A college education is an expense that is often financed with student loans. The cost of attending college is more than some families have the ability to plan for, so borrowing is a common occurrence. However, if you do some planning, you can minimize your overall expense.
What Are Your Options Before Borrowing
Before you apply for a loan, ask yourself, do you have to borrow the full amount of tuition? Take the time to research grants and scholarships, which may help cover some of the cost of tuition. Here are some steps you can take today as you search for an affordable loan that will work for you:
- You can find grants provided through your college or by researching online.
- You may be able to qualify for a grant based on a family member’s participation in an organization.
- You may want to consider choosing a local college to benefit from in-state tuition.
- Other options include taking advantage of the programs offered by some corporations; programs which could reimburse much of the cost.
- Another option for saving is to think about the repayment option offered on the loan.
- You can avoid large monthly student loan bills and focus on future goals, if you are able to decrease your out-of-pocket costs today.
After minimizing the costs and maximizing alternative funding, you may still have to borrow. In most cases for full-time students, you will have to repay any loans that you or your family have borrowed soon after graduation. This calculator, available on the PNC Student Loan Center, can help you understand the impact and the costs of borrowing.
Once you have borrowed, it’s time to think about repayment.
What If You Have More Than One Loan?
If you have more than one loan, you may want to consider refinancing multiple loans into one loan.
Some benefits to refinancing include: potentially reducing the interest rate of the loan; changing the payment amount to better fit your budget or goals; as well as the ability to potentially release a cosigner.
How Does the Type of Loan Affect Your Repayment Options?
Before you choose to refinance, one of the first steps is figuring out if there’s a benefit to refinancing in the first place. To fully understand and compare your refinancing and consolidation options, a first step is to assess all of your loans, as well as their terms and repayment options.
Determining the type of loan that you have and the particulars of that loan– such as the rate, repayment term and availability of deferment – are key when choosing an option that works based on your personal circumstances.
First, determine if the loan is federal or private to figure out your repayment options.
You might find that if you choose to refinance with a private, or non-bank, lender you could benefit from a lower interest rate. However, your loan term could change and instead of paying over 10 years in the standard repayment, your repayment period may be shorter. Private loans may also offer forbearance and deferment, which sometimes aren’t available options for federal loans, and if you choose to refinance the loan, it would be considered a new loan with a new rate, repayment term, and product features and benefits.
If you choose a private lender to refinance federal loans, repayment options offered by the government could be lost.

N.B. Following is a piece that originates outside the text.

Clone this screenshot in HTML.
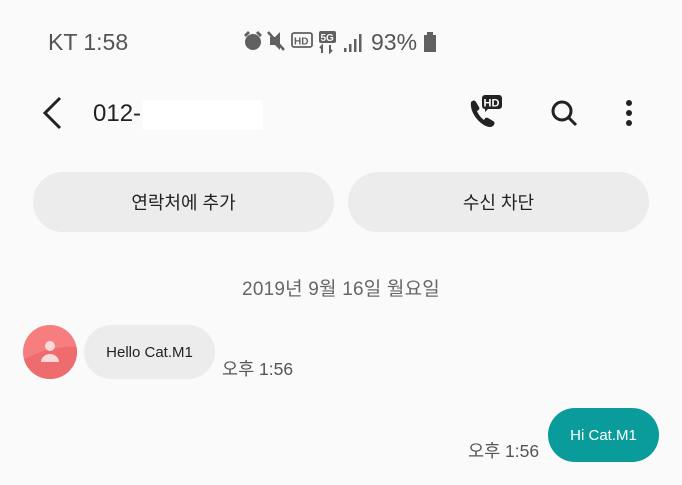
<!DOCTYPE html>
<html><head><meta charset="utf-8"><style>
*{margin:0;padding:0;box-sizing:border-box}
body{width:682px;height:485px;background:#fafafa;font-family:"Liberation Sans","Noto Sans CJK KR",sans-serif;position:relative;overflow:hidden;color:#222}
.a{position:absolute}
.btn{position:absolute;top:172px;height:60px;border-radius:30px;background:#ececec;font-size:18px;display:flex;align-items:center;justify-content:center;color:#222}
</style></head><body>
<div class="a" style="left:48px;top:29px;font-size:23px;color:#555">KT 1:58</div>
<svg class="a" style="left:242px;top:29px" width="200" height="26" viewBox="0 0 200 26">
<g fill="#606060">
<circle cx="11" cy="13" r="8"/><path d="M2 6l4-4 2 2-4 4zM20 6l-4-4-2 2 4 4z"/>
<path d="M28 8h5l5-5v18l-5-5h-5z"/><path d="M26 3l16 18" stroke="#606060" stroke-width="2.5"/>
<rect x="50" y="4" width="20" height="14" rx="2" fill="none" stroke="#606060" stroke-width="1.8"/>
<text x="52" y="15.5" font-size="10" font-weight="bold" font-family="Liberation Sans">HD</text>
<rect x="77" y="2" width="17" height="12" rx="2"/>
<text x="78.5" y="12" font-size="10" font-weight="bold" fill="#fafafa" font-family="Liberation Sans">5G</text>
<path d="M80 24v-7l-2 2M88 16v7l2-2" stroke="#606060" stroke-width="2" fill="none"/>
<rect x="102" y="19" width="2.5" height="4"/><rect x="107" y="15" width="2.5" height="8"/><rect x="112" y="10" width="2.5" height="13"/><rect x="117" y="5" width="2.5" height="18"/>
<rect x="182" y="6" width="12" height="17"/><rect x="185" y="3" width="6" height="3"/>
</g></svg>
<div class="a" style="left:371px;top:29px;font-size:23px;color:#555">93%</div>
<svg class="a" style="left:40px;top:96px" width="24" height="34"><path d="M20 2L5 17l15 15" stroke="#222" stroke-width="3" fill="none"/></svg>
<div class="a" style="left:93px;top:100px;font-size:24px">012-</div>
<div class="a" style="left:143px;top:100px;width:120px;height:30px;background:#fff"></div>
<svg class="a" style="left:466px;top:94px" width="40" height="38" viewBox="0 0 40 38">
<path d="M5 8c2-2 4-2 5 0l3 5c1 2 0 3-2 4 1 3 4 7 7 9 1-2 2-3 4-2l5 3c2 1 2 3 0 5-6 5-24-10-22-24z" fill="#222"/>
<path d="M16 1h17a3 3 0 013 3v8a3 3 0 01-3 3h-11l-3 3v-3a3 3 0 01-3-3v-8a3 3 0 013-3z" fill="#222"/>
<text x="17.5" y="12.5" font-size="11" font-weight="bold" fill="#fff" font-family="Liberation Sans">HD</text></svg>
<svg class="a" style="left:548px;top:98px" width="32" height="32"><circle cx="14" cy="13" r="9" stroke="#222" stroke-width="3" fill="none"/><path d="M20 19l8 8" stroke="#222" stroke-width="3"/></svg>
<svg class="a" style="left:622px;top:98px" width="14" height="32"><circle cx="7" cy="5" r="3" fill="#222"/><circle cx="7" cy="15" r="3" fill="#222"/><circle cx="7" cy="25" r="3" fill="#222"/></svg>
<div class="btn" style="left:33px;width:301px">연락처에 추가</div>
<div class="btn" style="left:348px;width:301px">수신 차단</div>
<div class="a" style="left:0;width:682px;top:274px;text-align:center;font-size:19px;color:#666;letter-spacing:0.2px">2019년 9월 16일 월요일</div>
<svg class="a" style="left:23px;top:325px" width="54" height="54"><defs><clipPath id="c"><circle cx="27" cy="27" r="27"/></clipPath></defs><circle cx="27" cy="27" r="27" fill="#f67e7e"/><path d="M0 35Q27 20 54 22V54H0z" fill="#ee6b6e" clip-path="url(#c)"/><circle cx="27" cy="21" r="5" fill="#fcd9da"/><path d="M18 37a9 8 0 0118 0z" fill="#fcd9da"/></svg>
<div class="a" style="left:84px;top:325px;width:131px;height:54px;border-radius:27px;background:#ececec;font-size:15px;display:flex;align-items:center;justify-content:center">Hello Cat.M1</div>
<div class="a" style="left:222px;top:356px;font-size:17.5px;color:#555">오후 1:56</div>
<div class="a" style="left:548px;top:408px;width:111px;height:54px;border-radius:27px;background:#0a9b9b;color:#fff;font-size:15px;display:flex;align-items:center;justify-content:center">Hi Cat.M1</div>
<div class="a" style="left:468px;top:438px;font-size:17.5px;color:#555">오후 1:56</div>
</body></html>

However, if your interest rate is too high, a private lender loan refinance could be a better option. Once again, it is important to note how this could change federal loan benefits attached to the original loan.
Federal loans can often include flexible repayment options such as deferment, forbearance or even choosing a new payment plan to stretch out the loan repayment.
If your student loan payment is too high for your current budget and you have a federal loan, consider a student loan repayment plan other than the standard repayment plan. Repayment plan options may vary.
There are also payment plans for federal loans such as:
- Graduated Repayment Plan
- Extended Repayment Plan
- Pay-as-You-Earn Repayment Plan
- Income-Contingent Repayment Plan, or
- Income-Sensitive Repayment Plan.
To find out if you have federal loans, go to the National Student Loan Data System (NSLD) website, which is the U.S. Department of Education’s central database for student aid.
How Can You Create Your Own Repayment Plan?
Most, if not all, student loans do not have a pre-payment penalty. You may not have to stick to the pre-arranged payment plan if you would like to make additional payments. However, you should discuss with your lender or loan servicer to determine how additional payments are applied.
You can use a calculator to estimate your own new monthly payment. Then, simply begin making the larger payments on your existing loan.
A second option involves refinancing your student loan with a bank to decrease the interest rate and shorten the loan term. Your monthly payments may also increase with this method, but with a lower interest rate, a larger portion of the payment will go towards paying off the principal each time.
There is nothing to stop you from making payments to reduce your student loan debt load. However, you can also create a plan now to minimize the total debt that you borrow. Craft a plan so that you can borrow as little as possible, and then when it is time to repay, you will be in a better position to make or handle the payment on your loan(s) using the suggestions above. Furthermore, if you can accelerate your payments and pay off your loan sooner, you will be that much closer to additional goals like purchasing a home.